Traceback (most recent call last):
  File "c:\users\suit\appdata\local\programs\python\python37\lib\runpy.py", line 193, in _run_module_as_main
    "__main__", mod_spec)
  File "c:\users\suit\appdata\local\programs\python\python37\lib\runpy.py", line 85, in _run_code
    exec(code, run_globals)
  File "C:\Users\SUIT\AppData\Local\Programs\Python\Python37\Scripts\edx-dl.exe\__main__.py", line 7, in <module>
  File "c:\users\suit\appdata\local\programs\python\python37\lib\site-packages\edx_dl\edx_dl.py", line 1015, in main
    courses = get_courses_info(DASHBOARD, headers)
  File "c:\users\suit\appdata\local\programs\python\python37\lib\site-packages\edx_dl\edx_dl.py", line 144, in get_courses_info
    page = get_page_contents(url, headers)
  File "c:\users\suit\appdata\local\programs\python\python37\lib\site-packages\edx_dl\utils.py", line 58, in get_page_contents
    result = urlopen(Request(url, None, headers))
  File "c:\users\suit\appdata\local\programs\python\python37\lib\urllib\request.py", line 222, in urlopen
    return opener.open(url, data, timeout)
  File "c:\users\suit\appdata\local\programs\python\python37\lib\urllib\request.py", line 531, in open
    response = meth(req, response)
  File "c:\users\suit\appdata\local\programs\python\python37\lib\urllib\request.py", line 641, in http_response
    'http', request, response, code, msg, hdrs)
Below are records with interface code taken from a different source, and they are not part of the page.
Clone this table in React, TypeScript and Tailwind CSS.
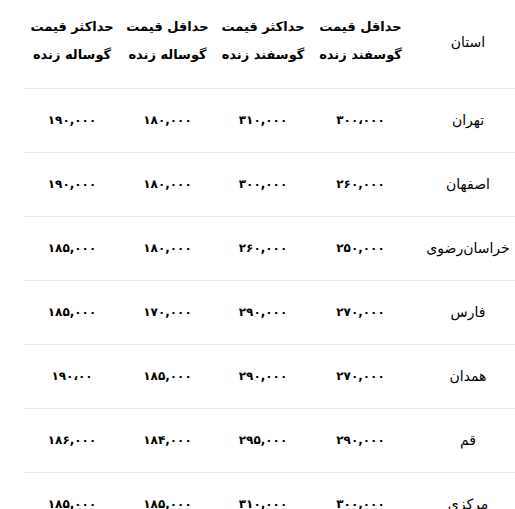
import React from "react";

const rows: [string, string, string, string, string][] = [
  ["تهران", "۳۰۰،۰۰۰", "۳۱۰,۰۰۰", "۱۸۰,۰۰۰", "۱۹۰,۰۰۰"],
  ["اصفهان", "۲۶۰,۰۰۰", "۳۰۰,۰۰۰", "۱۸۰,۰۰۰", "۱۹۰,۰۰۰"],
  ["خراسان‌رضوی", "۲۵۰,۰۰۰", "۲۶۰,۰۰۰", "۱۸۰,۰۰۰", "۱۸۵,۰۰۰"],
  ["فارس", "۲۷۰,۰۰۰", "۲۹۰,۰۰۰", "۱۷۰,۰۰۰", "۱۸۵,۰۰۰"],
  ["همدان", "۲۷۰,۰۰۰", "۲۹۰,۰۰۰", "۱۸۵,۰۰۰", "۱۹۰،۰۰"],
  ["قم", "۲۹۰,۰۰۰", "۲۹۵,۰۰۰", "۱۸۴,۰۰۰", "۱۸۶,۰۰۰"],
  ["مرکزی", "۳۰۰,۰۰۰", "۳۱۰,۰۰۰", "۱۸۵,۰۰۰", "۱۸۵,۰۰۰"],
];

const headers: [string, string][] = [
  ["حداقل قیمت", "گوسفند زنده"],
  ["حداکثر قیمت", "گوسفند زنده"],
  ["حداقل قیمت", "گوساله زنده"],
  ["حداکثر قیمت", "گوساله زنده"],
];

export default function App() {
  return (
    <div className="w-[515px] h-[509px] overflow-hidden bg-white text-black" style={{ fontFamily: '"DejaVu Sans", sans-serif' }}>
      <div className="ml-[24px] w-[502px]" dir="rtl">
        <table className="w-[502px] table-fixed border-collapse">
          <colgroup>
            <col className="w-[116px]" />
            <col className="w-[99px]" />
            <col className="w-[96px]" />
            <col className="w-[95px]" />
            <col className="w-[96px]" />
          </colgroup>
          <thead>
            <tr className="h-[88px] border-b border-[#e8e8e8]">
              <th className="text-center align-middle text-[14px] font-normal pb-[3px]">استان</th>
              {headers.map((h, i) => (
                <th key={i} className="text-center align-top pt-[13px] text-[13px] font-bold leading-[28px] whitespace-nowrap">
                  <div>{h[0]}</div>
                  <div>{h[1]}</div>
                </th>
              ))}
            </tr>
          </thead>
          <tbody>
            {rows.map((r, i) => (
              <tr key={i} className="h-[64px] border-b border-[#e8e8e8]">
                <td className="text-center align-middle text-[14px]">{r[0]}</td>
                {r.slice(1).map((v, j) => (
                  <td key={j} className="text-center align-middle text-[12px] font-bold">{v}</td>
                ))}
              </tr>
            ))}
          </tbody>
        </table>
      </div>
    </div>
  );
}
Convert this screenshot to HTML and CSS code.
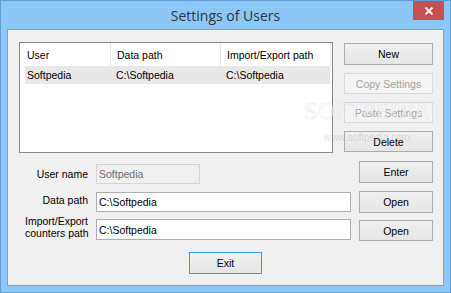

  File "c:\users\suit\appdata\local\programs\python\python37\lib\urllib\request.py", line 569, in error
    return self._call_chain(*args)
  File "c:\users\suit\appdata\local\programs\python\python37\lib\urllib\request.py", line 503, in _call_chain
    result = func(*args)
  File "c:\users\suit\appdata\local\programs\python\python37\lib\urllib\request.py", line 649, in http_error_default
    raise HTTPError(req.full_url, code, msg, hdrs, fp)
urllib.error.HTTPError: HTTP Error 500: Internal Server Error

Some thoughts

I think it's related to headers parameter passed to request.py. Found this answer about HTTP 500 error on request.py and appears to be related to the use of correct and minimal headers.